La respuesta habría estado, pues, en él, como siempre debería estarlo para todos. Pero me atrevo a afirmar también que esa ciudad irrespirable —la propia y, ¡ay!, inescapable— hubo de confundirse con esa otra polis en que viviera González de Alba y en la que seguimos meramente sobreviviendo los mexicanos. Polis nada polie, además —permítaseme el retruécano galizante ya sólo porque quiero creer que él lo habría celebrado—, es decir ayuna de formas de convivencia civilizada, lo que puede traducirse como maleducada pero también como nulamente ciudadana. Luis González de Alba vivió en una ciudad gobernada por un nacionalismo revolucionario no sólo arbitrario y atrabiliario sino caótico, ése que lo refundiera sin debido proceso como a tantos en Lecumberri, ése en que acaso ni siquiera el Ejército supiera de la existencia del Batallón Olimpia, y ése en que las autoridades delegacionales otorgaban la licencia necesaria para operar un bar gay menos por observación de la regulación del uso de suelo que por ser su dueño colaborador del entonces temido diario La Jornada. Luis González de Alba, que hacía ostentación oronda y abierta (pero no por ello menos elegante) de su identidad homosexual desde tiempos en que no era moda, debió soportar que para ello su voz debiera ser supeditada a una línea ideológica y a un caudillo, hasta que no pudo (o, mejor, no quiso) más y decidió volar solo sobre el arcoíris. Luis González de Alba sobrevivió a una militancia de izquierda dogmática, intolerante y acomodaticia, ésa que acusó prácticas manifiestamente discriminatorias de las sexualidades alternas a la norma (el relato de su asistencia a una proyección de Teorema de Pasolini en compañía de otros activistas del 68 es a un tiempo desternillante y desmoralizadora), ésa que sigue sin romper con los vicios acríticos del estalinismo, ésa que secuestró su relato personalísimo de los hechos del 2 de octubre de 1968 para mejor servir a la versión oficial de quien se erigió en su vocera, ésa que censuró en repetidas ocasiones su intención de hacer autocrítica desde el propio órgano de comunicación hasta terminar por expulsarlo de sus páginas, y que nunca le perdonó su negativa a hacerle el caldo gordo a su santón.

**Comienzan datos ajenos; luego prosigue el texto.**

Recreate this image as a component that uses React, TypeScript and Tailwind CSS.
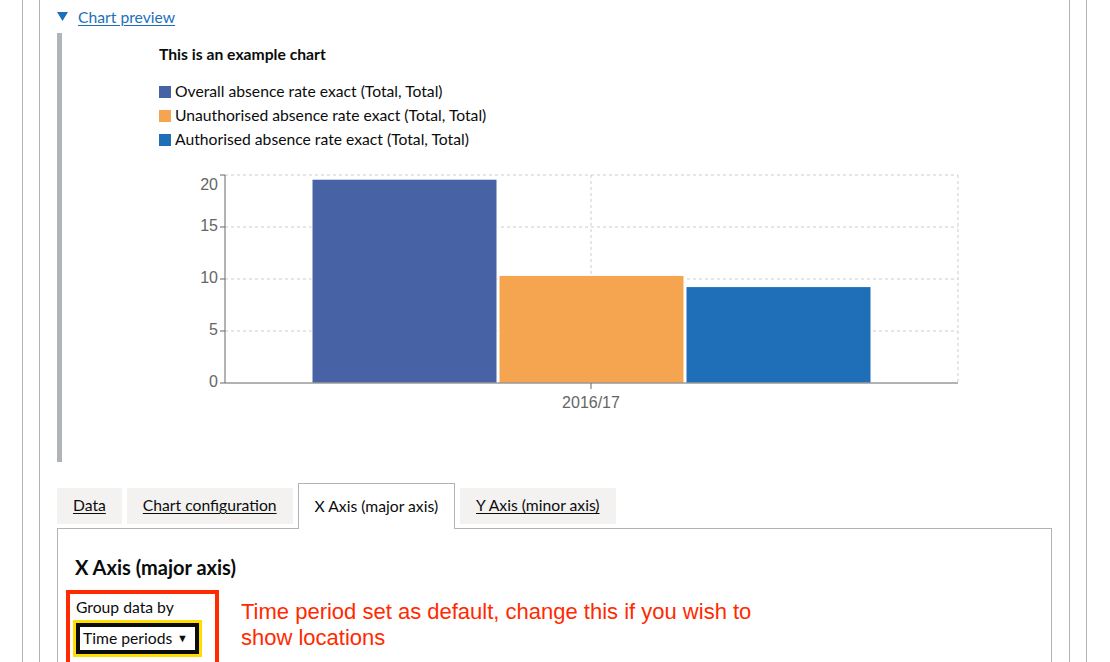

Atado a esa ciudad en México como en Santiago de Chile, en París como en Guadalajara, Luis González de Alba ejerció la verdadera resistencia civil pacífica, que no consiste en promover reportes noticiosos que más tienen de panfletarios que de periodísticos, ni en organizar marchas con aparatos clientelares o tomar avenidas o televisoras dando voces histéricas con discursos que no respetan ni la retórica marxista de la que dizque abrevan, sino en asumirse ciudadano y vivir como tal, observando la ley y enarbolando la moral, aprovechando cada espacio que le era disponible (y abriendo nuevos cuando se le cerraban) para fomentar no el pensamiento único sino la unicidad —la absoluta originalidad— de las ideas que se alzan tras el discurso de cada individuo que se atreve a dialogar, es decir a hablar pero también a escuchar.

Si no hubo barco para Luis González de Alba es porque el barco era él. Y los que hemos podido pertrecharnos en su casco reluciente le estaremos agradecidos mientras sigamos tratando de hacernos a la mar para fundar otra ciudad.